Now I know you’ll say “everyone talking and not saying anything” or “our social network used to be the people we were gathered around the dinner table with” but come on, today’s life is vastly improved by the tools available to us and if those tools have become addictions than that’s a you problem, not a technology problem.

It’s okay to look back on old times fondly but it’s not okay to use these memories as a reason to stay in the past. Life is undoubtedly better today than it was, does that mean its perfect? Far from it. Does that mean progress has made all aspects of life better? Of course not. But it is better.

The same will be true for Citrus County. I see a lot of comments that the sudden influx of big box retailers will destroy our small town charm, and in some ways, these comments reflect sentiments that I hold too. I’m with you, I feel it.

But here’s where appreciating the present comes into play. The answer to combatting this feeling isn’t to long for the past but rather to embrace the present. We are on the verge of increasing our tax rolls, providing more corporate charity dollars, and recruiting higher end talent to our area. We can be thankful for the opportunities that lie ahead, which in this early stage of potential, do well seem limitless.

We have our problems in Citrus, sure, many problems as any county commission meeting like today will have the public tell you. But maybe our biggest problem is not feeling fortunate for all that we do have. Maybe our biggest weakness is longing for the past, and not embracing the wonderful present we have each and every day.

Getting to topic 2 but first,

The Concurrent is introducing interviews into our podcasts in 2022. If you or someone you know would like to come on the show, get in touch with us at, that’s to be able to let your voice be heard on a variety of topics that we discuss right here on the Bobby Winsler Show.

Someone a lot smarter than me texted me on Sunday and said, “you provide value through the content you produce, why are you always comparing yourself to others?” This person was right, I should stop doing that. In fact, last week’s show I started this second topic by using Chronicle Executive Editor Jeff Bryan by name saying, Jeff, Jeff Jeff, and then I had a phone conversation with him this week for campaign stuff and it was absolute professionalism, he truly is a great guy. And a lot of these people who work in Citrus media are great people, or at the very least, well intentioned.

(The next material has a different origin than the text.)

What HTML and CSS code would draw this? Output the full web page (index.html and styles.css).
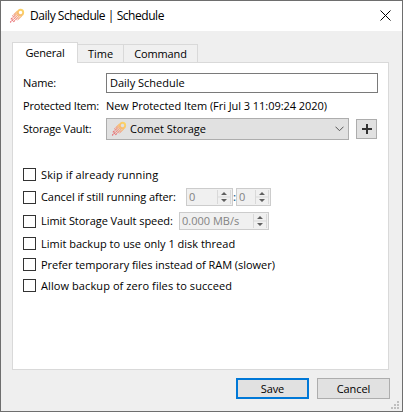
FILE: index.html
```html
<!DOCTYPE html>
<html lang="en">
<head>
<meta charset="utf-8">
<title>Daily Schedule | Schedule</title>
<link rel="stylesheet" href="styles.css">
</head>
<body>
<svg width="0" height="0" class="defs" aria-hidden="true">
  <defs>
    <linearGradient id="flame" gradientUnits="userSpaceOnUse" x1="14" y1="2" x2="2" y2="14">
      <stop offset="0" stop-color="#fbd564"/>
      <stop offset=".35" stop-color="#f8bd70"/>
      <stop offset=".6" stop-color="#f09a86"/>
      <stop offset="1" stop-color="#e4505c"/>
    </linearGradient>
    <symbol id="comet" viewBox="0 0 16 16">
      <g fill="none" stroke="url(#flame)" stroke-width="1.1">
        <circle cx="11.5" cy="4.5" r="2.7" stroke-width="1.9"/>
        <path d="M8.6 3L3.4 8.2M8.2 5.4L1.6 11.6M9 6.9L1.2 14.4M10.4 7.9L4.4 13.8M12.8 7.8L8 12.4" stroke-dasharray="5.6 .7 2.4 .6"/>
      </g>
    </symbol>
  </defs>
</svg>
<div class="window">
  <header class="titlebar">
    <svg class="comet"><use href="#comet"/></svg>
    <span class="title">Daily Schedule | Schedule</span>
    <svg class="close" viewBox="0 0 11 11"><path d="M.5 .5L10.5 10.5M10.5 .5L.5 10.5"/></svg>
  </header>
  <nav class="tabs">
    <span class="tab active">General</span>
    <span class="tab time">Time</span>
    <span class="tab command">Command</span>
  </nav>
  <main class="panel">
    <div class="field name"><span class="label">Name:</span><span class="input">Daily Schedule</span></div>
    <div class="field item"><span class="label tight">Protected Item:</span><span class="value">New Protected Item (Fri Jul 3 11:09:24 2020)</span></div>
    <div class="field vault">
      <span class="label tight">Storage Vault:</span>
      <span class="combo">
        <svg class="comet"><use href="#comet"/></svg>
        <span class="choice">Comet Storage</span>
        <svg class="chevron" viewBox="0 0 9 6"><path d="M.5 .7L4.5 4.7L8.5 .7"/></svg>
      </span>
      <span class="add"><svg viewBox="0 0 10 10"><path d="M5 0V10M0 5H10"/></svg></span>
    </div>
    <div class="options">
      <div class="option"><i class="box"></i><span class="skip">Skip if already running</span></div>
      <div class="option tall">
        <i class="box"></i><span class="after">Cancel if still running after:</span>
        <span class="spin hours">0<svg viewBox="0 0 14 14"><path class="rule" d="M.5 0V14M13.5 0V14M0 7H14"/><path d="M4 5L7 2L10 5zM4 9H10L7 12z"/></svg></span>
        <span class="colon">:</span>
        <span class="spin minutes">0<svg viewBox="0 0 14 14"><path class="rule" d="M.5 0V14M13.5 0V14M0 7H14"/><path d="M4 5L7 2L10 5zM4 9H10L7 12z"/></svg></span>
      </div>
      <div class="option tall">
        <i class="box"></i><span class="limit">Limit Storage Vault speed:</span>
        <span class="spin speed">0.000 MB/s<svg viewBox="0 0 14 14"><path class="rule" d="M.5 0V14M13.5 0V14M0 7H14"/><path d="M4 5L7 2L10 5zM4 9H10L7 12z"/></svg></span>
      </div>
      <div class="option"><i class="box"></i><span class="thread">Limit backup to use only 1 disk thread</span></div>
      <div class="option"><i class="box"></i><span class="temp">Prefer temporary files instead of RAM (slower)</span></div>
      <div class="option"><i class="box"></i><span class="zero">Allow backup of zero files to succeed</span></div>
    </div>
  </main>
  <footer class="actions">
    <span class="button primary">Save</span>
    <span class="button">Cancel</span>
  </footer>
  <svg class="grip" viewBox="0 0 8 8"><path d="M6 0h2v2h-2zM3 3h2v2h-2zM6 3h2v2h-2zM0 6h2v2h-2zM3 6h2v2h-2zM6 6h2v2h-2z"/></svg>
</div>
</body>
</html>
```
FILE: styles.css
```css
* { box-sizing: border-box; }
body {
  margin: 0;
  font: 11px/16px "Open Sans", "Noto Sans", sans-serif;
  color: #000;
  white-space: nowrap;
}
.defs { position: absolute; }
svg { display: block; flex: none; }
.window {
  position: relative;
  width: 403px;
  height: 412px;
  border: 1px solid #6e6e6e;
  background: #efefef;
  overflow: hidden;
}
.titlebar {
  display: flex;
  align-items: center;
  height: 30px;
  padding: 0 11px 1px 8px;
  background: #fff;
}
.comet { width: 16px; height: 16px; }
.title { margin-left: 5px; font-size: 12px; letter-spacing: -.45px; }
.close { width: 11px; height: 11px; margin-left: auto; stroke: #000; fill: none; }
.tabs {
  position: relative;
  display: flex;
  align-items: flex-end;
  height: 32px;
  margin: 0 0 -1px 11px;
}
.tab {
  height: 19px;
  border: 1px solid #d9d9d9;
  border-left: 0;
  background: #f0f0f0;
  text-align: center;
  line-height: 18px;
}
.tab.active {
  width: 66px;
  height: 21px;
  border-left: 1px solid #d9d9d9;
  border-bottom: 0;
  background: #fff;
  line-height: 20px;
  letter-spacing: -.2px;
}
.time { width: 46px; }
.command { width: 74px; letter-spacing: -.15px; }
.panel {
  width: 377px;
  height: 308px;
  margin-left: 11px;
  padding: 10px 10px 0;
  border: 1px solid #d9d9d9;
  background: #fff;
}
.field { display: flex; align-items: center; }
.label { width: 83px; letter-spacing: -.1px; }
.tight { letter-spacing: -.2px; }
.value { letter-spacing: -.05px; }
.name { height: 20px; }
.item { height: 16px; margin-top: 5px; }
.vault { height: 22px; margin-top: 4px; }
.input {
  width: 272px;
  height: 20px;
  padding-left: 3px;
  border: 1px solid #7a7a7a;
  line-height: 18px;
}
.combo {
  display: flex;
  align-items: center;
  width: 243px;
  height: 22px;
  padding: 0 4px;
  border: 1px solid #adadad;
  background: #e1e1e1;
}
.choice { margin-left: 3px; }
.chevron { width: 9px; height: 6px; margin-left: auto; fill: none; stroke: #555; }
.add {
  display: grid;
  place-items: center;
  width: 21px;
  height: 20px;
  margin-left: 7px;
  border: 1px solid #adadad;
  background: #e1e1e1;
}
.add svg { width: 10px; height: 10px; stroke: #333; stroke-width: 2; }
.options { margin-top: 24px; }
.option { display: flex; align-items: center; height: 21px; }
.tall { height: 24px; }
.box { flex: none; width: 13px; height: 13px; margin-right: 5px; border: 1px solid #333; }
.spin {
  display: flex;
  align-items: center;
  justify-content: space-between;
  height: 18px;
  padding: 0 1px 0 2px;
  border: 1px solid #ccc;
  background: #f0f0f0;
  color: #838383;
}
.spin svg { width: 14px; height: 14px; fill: #606060; }
.spin .rule { fill: none; stroke: #d9d9d9; }
.skip { letter-spacing: .12px; }
.after { width: 145px; letter-spacing: -.07px; }
.limit { width: 138px; letter-spacing: -.06px; }
.temp { letter-spacing: -.04px; }
.zero { letter-spacing: .09px; }
.hours { width: 47px; }
.colon { width: 3px; color: #1b5c8e; font-weight: 600; }
.minutes { width: 35px; }
.speed { width: 90px; }
.actions { display: flex; gap: 8px; margin: 8px 0 0 235px; }
.button {
  width: 73px;
  height: 21px;
  border: 1px solid #adadad;
  background: #e1e1e1;
  text-align: center;
  line-height: 20px;
  letter-spacing: -.1px;
}
.primary { border: 2px solid #0078d7; line-height: 18px; }
.grip { position: absolute; right: 3px; bottom: 2px; width: 8px; height: 8px; fill: #bfbfbf; }
```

So I am going to heed this smart person’s advice but I don’t want to give up the structure of this topic fully. The commentary I’m going to react to today is Chronicle publisher Trina Murphy’s column about the role of the editorial board. I’m not going to tell you if its good or bad, that’s just my opinion and who cares about that, go read it for yourself and form your own opinion, but I will try to react to the message in general.

I work in academia and for years colleges have been obsessed with the cliche of critical thinking: tell people how to think; don’t tell them what to think. Good media commentary should inspire critical thinking in this trite definition.

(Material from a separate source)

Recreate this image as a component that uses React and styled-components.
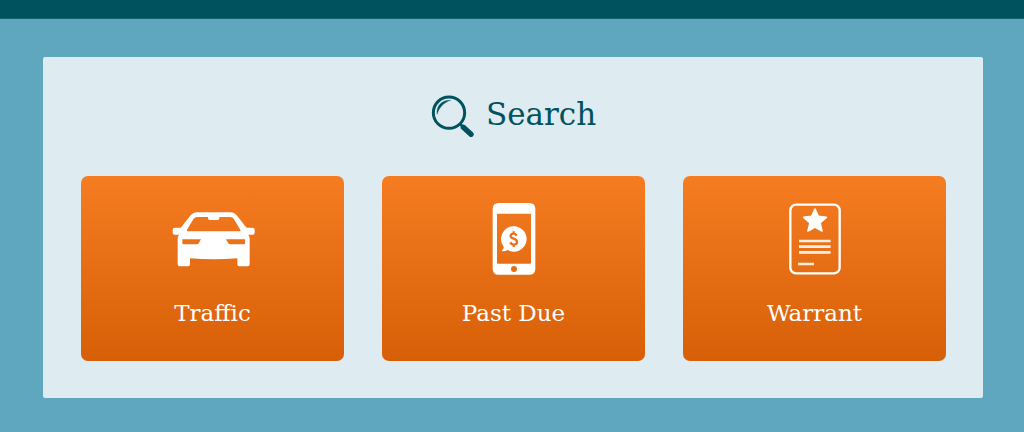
import React from "react";
import styled, { createGlobalStyle } from "styled-components";

const GlobalStyle = createGlobalStyle`
  * { box-sizing: border-box; }
  body {
    margin: 0;
    background: #5fa6bf;
    font-family: "Roboto Slab", "DejaVu Serif", serif;
  }
`;

const TopBar = styled.header`
  height: 19px;
  background: #00535e;
  border-bottom: 1px solid #17636f;
`;

const Main = styled.main`
  padding: 38px 41px 34px 43px;
`;

const Panel = styled.section`
  padding: 38px 37px 37px 38px;
  border-radius: 2px;
  background: #deebf1;
`;

const Heading = styled.h1`
  display: flex;
  align-items: center;
  justify-content: center;
  gap: 12px;
  margin: 0 0 39px;
  color: #00535e;
  font-size: 31px;
  font-weight: 400;
  line-height: 42px;
`;

const HeadingText = styled.span`
  line-height: 38px;
  padding-bottom: 4px;
`;

const Tiles = styled.nav`
  display: grid;
  grid-template-columns: repeat(3, 1fr);
  gap: 38px;
`;

const Tile = styled.a`
  display: flex;
  flex-direction: column;
  align-items: center;
  gap: 22px;
  padding: 27px 16px 32px;
  border-radius: 7px;
  background: linear-gradient(#f57c21, #d75f07);
  color: #fff;
  font-size: 23px;
  line-height: 32px;
  text-decoration: none;
`;

const Icon = styled.svg`
  display: block;
  flex: none;
`;

function SearchIcon() {
  return (
    <Icon width="43" height="42" viewBox="33 30 129 126" fill="none" stroke="#00535e" aria-hidden="true">
      <circle cx="87" cy="83" r="47" strokeWidth="9" />
      <path d="M119 116l10 9" strokeWidth="8" />
      <path d="M130 127l23 21" strokeWidth="16" strokeLinecap="round" />
      <path d="M51 88C48 61 68 44 92 46C73 52 59 65 51 88Z" fill="#00535e" stroke="#00535e" strokeWidth="1" />
    </Icon>
  );
}

function CarIcon() {
  return (
    <Icon width="84" height="72" viewBox="31 9 252 216" fill="#fff" aria-hidden="true">
      <path
        fillRule="evenodd"
        d="M108 37H209Q221 37 228 46L256 81Q257 83 260 83H276Q282 83 282 89V98Q282 104 276 104H263Q267 109 267 117V193Q267 199 261 199H236Q230 199 230 193V175Q159 181 88 175V193Q88 199 82 199H57Q51 199 51 193V117Q51 109 55 104H42Q36 104 36 98V89Q36 83 42 83H58Q61 83 62 81L90 46Q97 37 108 37Z
        M109 51Q103 51 99 56L79 89Q77 94 83 94H235Q241 94 239 89L219 56Q215 51 209 51H176V55Q176 60 171 60H147Q142 60 142 55V51Z
        M65 118H121L114 130Q112 133 107 133H69Q65 133 65 129Z
        M253 118H196L203 130Q205 133 210 133H249Q253 133 253 129Z"
      />
    </Icon>
  );
}

function PhoneIcon() {
  return (
    <Icon width="44" height="72" viewBox="35 24 132 216" fill="#fff" aria-hidden="true">
      <path
        fillRule="evenodd"
        d="M55 24H147Q165 24 165 42V221Q165 239 147 239H55Q37 239 37 221V42Q37 24 55 24Z
        M53 56Q50 56 50 59V203Q50 206 53 206H149Q152 206 152 203V59Q152 56 149 56Z
        M101 213A9 9 0 1 0 101 231A9 9 0 1 0 101 213Z"
      />
      <path d="M101 94A38 38 0 1 1 82 165Q76 169 66 169Q63 168 66 165Q71 161 70 155A38 38 0 0 1 101 94Z" />
      <path
        d="M109 122Q106 116 100 116Q91 116 91 123Q91 128 100 131Q110 134 110 141Q110 149 100 149Q93 149 90 142M100 109V117M100 148V156"
        fill="none"
        stroke="#ea7019"
        strokeWidth="7"
      />
    </Icon>
  );
}

function WarrantIcon() {
  return (
    <Icon width="54" height="72" viewBox="38 24 162 216" aria-hidden="true">
      <rect x="45" y="29" width="148" height="206" rx="17" fill="none" stroke="#fff" strokeWidth="7" />
      <path
        d="M119 42L129 64L153 67L134 84L140 108L119 96L98 108L104 84L85 67L109 64Z"
        fill="#fff"
        stroke="#fff"
        strokeWidth="5"
        strokeLinejoin="round"
      />
      <path d="M71 138H166M71 155H166M71 172H166M68 207H116" fill="none" stroke="#fdeee2" strokeWidth="8" />
    </Icon>
  );
}

const searches = [
  { label: "Traffic", href: "#traffic", Picture: CarIcon },
  { label: "Past Due", href: "#past-due", Picture: PhoneIcon },
  { label: "Warrant", href: "#warrant", Picture: WarrantIcon },
];

export default function App() {
  return (
    <>
      <GlobalStyle />
      <TopBar />
      <Main>
        <Panel aria-labelledby="search-heading">
          <Heading id="search-heading">
            <SearchIcon />
            <HeadingText>Search</HeadingText>
          </Heading>
          <Tiles aria-labelledby="search-heading">
            {searches.map(({ label, href, Picture }) => (
              <Tile key={label} href={href}>
                <Picture />
                <span>{label}</span>
              </Tile>
            ))}
          </Tiles>
        </Panel>
      </Main>
    </>
  );
}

This doesn’t mean commentary or editorials have to refrain from giving an opinion. They still can and should do that. But it does mean that the full argument should be presented and then a well reasoned assertion formed as to why the position your side holds is preferable. This gives the reader as much information as possible while still pressing upon a personally held position.

This doesn’t have to transcend all the way to influence. When persuasion rhetoric is used or when certain information is exaggerated or withheld from the public in commentary to fit a narrative, that isn’t inspiring people to think, that is telling them what to think.

Many, maybe even myself included, are guilty of falling into this trap though I actively try to be as reasonable as possible. This super smart person and I first started talking when they took objection to a term I used to describe the Concurrent writing, a term I’m still proud of though I haven’t used often since, which was “objective opinions.” This is admittedly tongue in cheek because objectivity and opinions are antonyms in journalism.

But the heart of what I meant was just this: present the whole picture then put into context why you see the picture the way you do while allowing for others to interpret it differently. That is what makes people think, rather than telling them what to think and hopefully also what keeps you coming back to the Concurrent. Whether other outlets do it too is up for your own interpretation.